'''
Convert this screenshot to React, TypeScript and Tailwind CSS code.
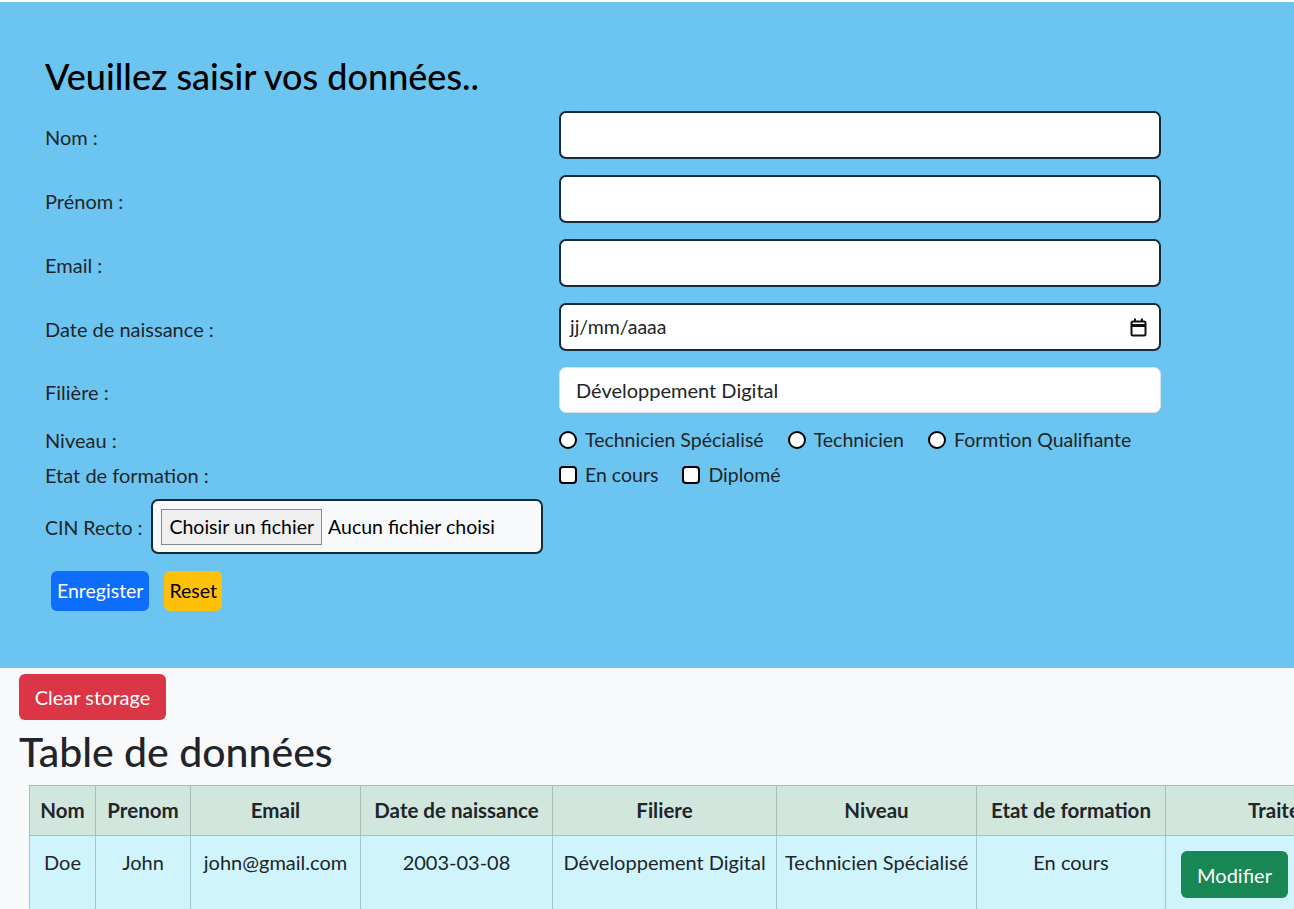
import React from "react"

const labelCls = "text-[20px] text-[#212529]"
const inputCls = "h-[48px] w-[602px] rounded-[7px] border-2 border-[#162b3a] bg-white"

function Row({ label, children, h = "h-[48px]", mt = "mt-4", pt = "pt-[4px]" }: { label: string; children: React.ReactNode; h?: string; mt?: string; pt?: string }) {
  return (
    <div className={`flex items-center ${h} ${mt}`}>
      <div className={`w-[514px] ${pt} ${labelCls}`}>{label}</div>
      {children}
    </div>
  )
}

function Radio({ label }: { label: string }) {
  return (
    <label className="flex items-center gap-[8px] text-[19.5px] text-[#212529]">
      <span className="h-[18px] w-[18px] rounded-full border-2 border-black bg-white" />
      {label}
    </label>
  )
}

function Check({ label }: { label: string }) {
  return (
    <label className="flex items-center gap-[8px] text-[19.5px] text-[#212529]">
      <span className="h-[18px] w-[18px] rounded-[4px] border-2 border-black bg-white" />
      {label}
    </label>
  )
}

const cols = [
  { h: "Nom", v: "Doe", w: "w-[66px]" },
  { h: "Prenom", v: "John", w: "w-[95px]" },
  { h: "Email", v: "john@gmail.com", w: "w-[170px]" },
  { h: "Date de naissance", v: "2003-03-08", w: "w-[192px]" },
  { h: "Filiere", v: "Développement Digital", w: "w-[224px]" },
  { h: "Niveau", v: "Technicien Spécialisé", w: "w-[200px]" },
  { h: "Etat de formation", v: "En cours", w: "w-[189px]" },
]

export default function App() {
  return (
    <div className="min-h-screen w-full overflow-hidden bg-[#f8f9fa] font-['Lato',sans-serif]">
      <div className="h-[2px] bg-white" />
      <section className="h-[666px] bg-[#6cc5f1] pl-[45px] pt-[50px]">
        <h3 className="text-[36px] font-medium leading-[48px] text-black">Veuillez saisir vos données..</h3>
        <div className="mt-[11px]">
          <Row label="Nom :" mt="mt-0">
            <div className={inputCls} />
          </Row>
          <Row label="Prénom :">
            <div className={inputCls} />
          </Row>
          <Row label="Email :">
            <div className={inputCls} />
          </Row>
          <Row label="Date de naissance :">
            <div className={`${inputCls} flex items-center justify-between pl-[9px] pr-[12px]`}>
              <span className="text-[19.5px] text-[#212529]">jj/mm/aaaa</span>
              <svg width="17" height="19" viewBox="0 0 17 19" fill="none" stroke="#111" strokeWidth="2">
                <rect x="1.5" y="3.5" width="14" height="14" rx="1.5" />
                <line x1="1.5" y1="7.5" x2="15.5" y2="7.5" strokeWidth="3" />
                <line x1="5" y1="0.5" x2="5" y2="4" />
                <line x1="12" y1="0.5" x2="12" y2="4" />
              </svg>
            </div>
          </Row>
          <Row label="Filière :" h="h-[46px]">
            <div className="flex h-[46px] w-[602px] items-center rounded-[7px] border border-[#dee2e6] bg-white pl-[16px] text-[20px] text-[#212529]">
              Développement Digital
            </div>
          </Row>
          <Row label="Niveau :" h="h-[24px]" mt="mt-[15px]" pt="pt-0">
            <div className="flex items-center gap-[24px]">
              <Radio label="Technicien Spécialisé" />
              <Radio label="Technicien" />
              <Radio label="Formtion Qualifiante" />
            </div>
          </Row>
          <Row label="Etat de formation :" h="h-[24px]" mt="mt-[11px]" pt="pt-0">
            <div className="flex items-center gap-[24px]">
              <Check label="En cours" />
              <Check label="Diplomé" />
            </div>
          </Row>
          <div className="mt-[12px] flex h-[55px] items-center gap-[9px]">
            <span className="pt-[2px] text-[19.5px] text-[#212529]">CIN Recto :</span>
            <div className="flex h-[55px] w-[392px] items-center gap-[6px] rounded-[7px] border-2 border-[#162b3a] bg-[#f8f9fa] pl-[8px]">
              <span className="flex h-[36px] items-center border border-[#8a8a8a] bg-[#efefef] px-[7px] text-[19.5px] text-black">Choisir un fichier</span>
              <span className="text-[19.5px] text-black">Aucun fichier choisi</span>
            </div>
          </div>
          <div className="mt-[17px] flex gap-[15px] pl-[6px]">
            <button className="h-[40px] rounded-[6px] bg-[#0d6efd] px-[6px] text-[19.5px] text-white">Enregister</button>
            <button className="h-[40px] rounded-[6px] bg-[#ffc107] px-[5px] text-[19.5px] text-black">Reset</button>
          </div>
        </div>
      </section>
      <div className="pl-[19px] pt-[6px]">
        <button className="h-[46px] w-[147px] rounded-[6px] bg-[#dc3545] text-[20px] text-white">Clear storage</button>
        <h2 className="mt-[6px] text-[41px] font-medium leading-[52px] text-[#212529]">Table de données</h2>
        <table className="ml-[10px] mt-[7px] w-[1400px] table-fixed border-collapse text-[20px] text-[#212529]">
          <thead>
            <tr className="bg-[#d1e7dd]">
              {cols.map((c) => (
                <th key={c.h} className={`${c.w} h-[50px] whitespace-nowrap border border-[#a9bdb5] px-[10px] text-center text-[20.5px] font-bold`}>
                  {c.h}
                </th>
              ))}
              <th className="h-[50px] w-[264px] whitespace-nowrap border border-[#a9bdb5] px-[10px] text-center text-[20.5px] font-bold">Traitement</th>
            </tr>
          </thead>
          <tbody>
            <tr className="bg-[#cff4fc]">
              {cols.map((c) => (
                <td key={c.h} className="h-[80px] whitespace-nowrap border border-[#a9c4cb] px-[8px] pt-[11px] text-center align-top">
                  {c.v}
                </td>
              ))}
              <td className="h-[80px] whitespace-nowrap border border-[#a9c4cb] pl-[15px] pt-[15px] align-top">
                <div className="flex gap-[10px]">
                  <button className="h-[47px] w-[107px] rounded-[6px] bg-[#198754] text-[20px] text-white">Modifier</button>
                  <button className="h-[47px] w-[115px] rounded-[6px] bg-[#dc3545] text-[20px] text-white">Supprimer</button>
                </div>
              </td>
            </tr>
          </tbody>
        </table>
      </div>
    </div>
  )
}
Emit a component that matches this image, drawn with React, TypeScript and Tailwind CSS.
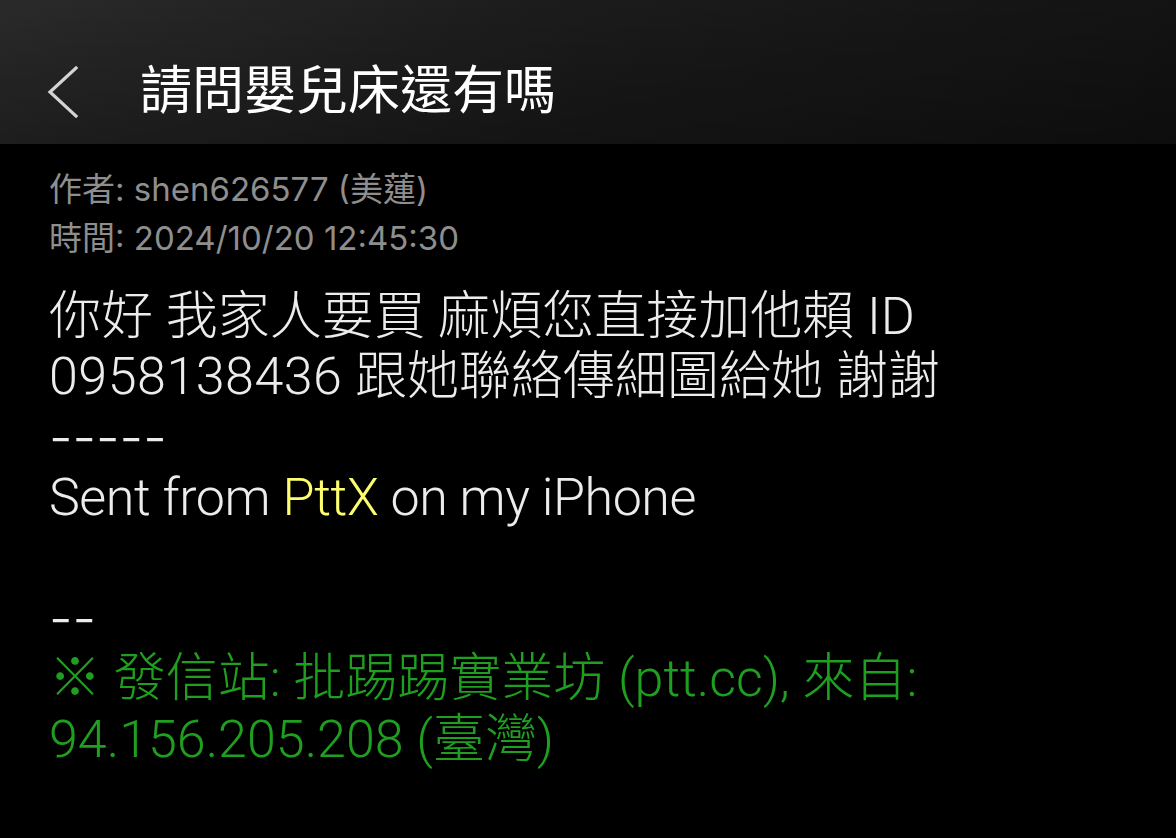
'''
**Goal**
Transcribe exactly, please, the lines between the start of the records above and the line holding "w-[602px] rounded-[7px] border-2", counting both of those lines and omitting pictures.

**Result for this exercise**
Convert this screenshot to React, TypeScript and Tailwind CSS code.
import React from "react"

const labelCls = "text-[20px] text-[#212529]"
const inputCls = "h-[48px] w-[602px] rounded-[7px] border-2 border-[#162b3a] bg-white"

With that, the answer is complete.